What this task involves: Pictures do not belong in your copy. Repeat all the other data exactly.

Task material:

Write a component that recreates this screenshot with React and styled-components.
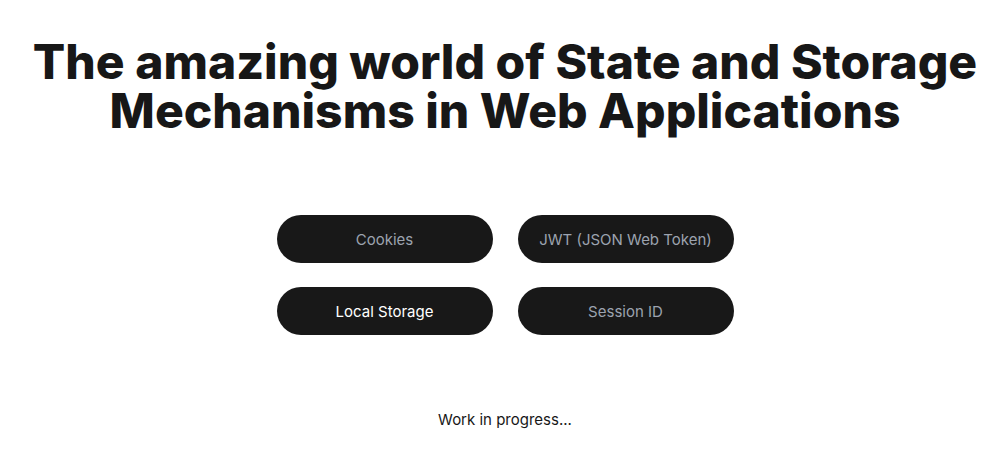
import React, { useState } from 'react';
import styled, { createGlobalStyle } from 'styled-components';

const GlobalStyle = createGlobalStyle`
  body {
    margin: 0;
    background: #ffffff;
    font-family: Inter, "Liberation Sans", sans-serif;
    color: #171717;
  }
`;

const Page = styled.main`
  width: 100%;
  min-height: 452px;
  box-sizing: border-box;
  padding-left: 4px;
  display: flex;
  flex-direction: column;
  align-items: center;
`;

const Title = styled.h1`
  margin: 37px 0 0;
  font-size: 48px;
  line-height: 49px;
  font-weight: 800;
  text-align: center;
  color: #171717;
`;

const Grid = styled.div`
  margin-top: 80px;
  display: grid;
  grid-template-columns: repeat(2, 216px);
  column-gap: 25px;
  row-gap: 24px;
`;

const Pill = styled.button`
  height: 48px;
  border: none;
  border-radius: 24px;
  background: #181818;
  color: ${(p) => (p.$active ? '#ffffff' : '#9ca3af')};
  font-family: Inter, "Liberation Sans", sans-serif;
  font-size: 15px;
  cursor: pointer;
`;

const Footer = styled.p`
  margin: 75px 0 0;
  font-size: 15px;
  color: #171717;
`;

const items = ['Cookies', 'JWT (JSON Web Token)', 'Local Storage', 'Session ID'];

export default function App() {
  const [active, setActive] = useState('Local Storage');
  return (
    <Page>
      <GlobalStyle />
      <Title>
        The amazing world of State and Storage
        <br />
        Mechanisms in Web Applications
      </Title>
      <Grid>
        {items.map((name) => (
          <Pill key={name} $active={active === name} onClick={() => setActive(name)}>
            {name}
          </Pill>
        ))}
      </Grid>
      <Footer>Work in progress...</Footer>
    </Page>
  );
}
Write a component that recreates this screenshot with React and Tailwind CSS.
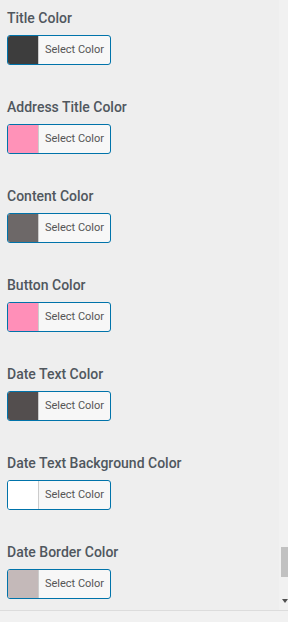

Task output:
Write a component that recreates this screenshot with React and styled-components.
import React, { useState } from 'react';
import styled, { createGlobalStyle } from 'styled-components';

const GlobalStyle = createGlobalStyle`
  body {
    margin: 0;
    background: #ffffff;
    font-family: Inter, "Liberation Sans", sans-serif;
    color: #171717;
  }
`;

const Page = styled.main`
  width: 100%;
  min-height: 452px;
  box-sizing: border-box;
  padding-left: 4px;
  display: flex;
  flex-direction: column;
  align-items: center;
`;

const Title = styled.h1`
  margin: 37px 0 0;
  font-size: 48px;
  line-height: 49px;
  font-weight: 800;
  text-align: center;
  color: #171717;
`;

const Grid = styled.div`
  margin-top: 80px;
  display: grid;
  grid-template-columns: repeat(2, 216px);
  column-gap: 25px;
  row-gap: 24px;
`;

const Pill = styled.button`
  height: 48px;
  border: none;
  border-radius: 24px;
  background: #181818;
  color: ${(p) => (p.$active ? '#ffffff' : '#9ca3af')};
  font-family: Inter, "Liberation Sans", sans-serif;
  font-size: 15px;
  cursor: pointer;
`;

const Footer = styled.p`
  margin: 75px 0 0;
  font-size: 15px;
  color: #171717;
`;

const items = ['Cookies', 'JWT (JSON Web Token)', 'Local Storage', 'Session ID'];

export default function App() {
  const [active, setActive] = useState('Local Storage');
  return (
    <Page>
      <GlobalStyle />
      <Title>
        The amazing world of State and Storage
        <br />
        Mechanisms in Web Applications
      </Title>
      <Grid>
        {items.map((name) => (
          <Pill key={name} $active={active === name} onClick={() => setActive(name)}>
            {name}
          </Pill>
        ))}
      </Grid>
      <Footer>Work in progress...</Footer>
    </Page>
  );
}
Write a component that recreates this screenshot with React and Tailwind CSS.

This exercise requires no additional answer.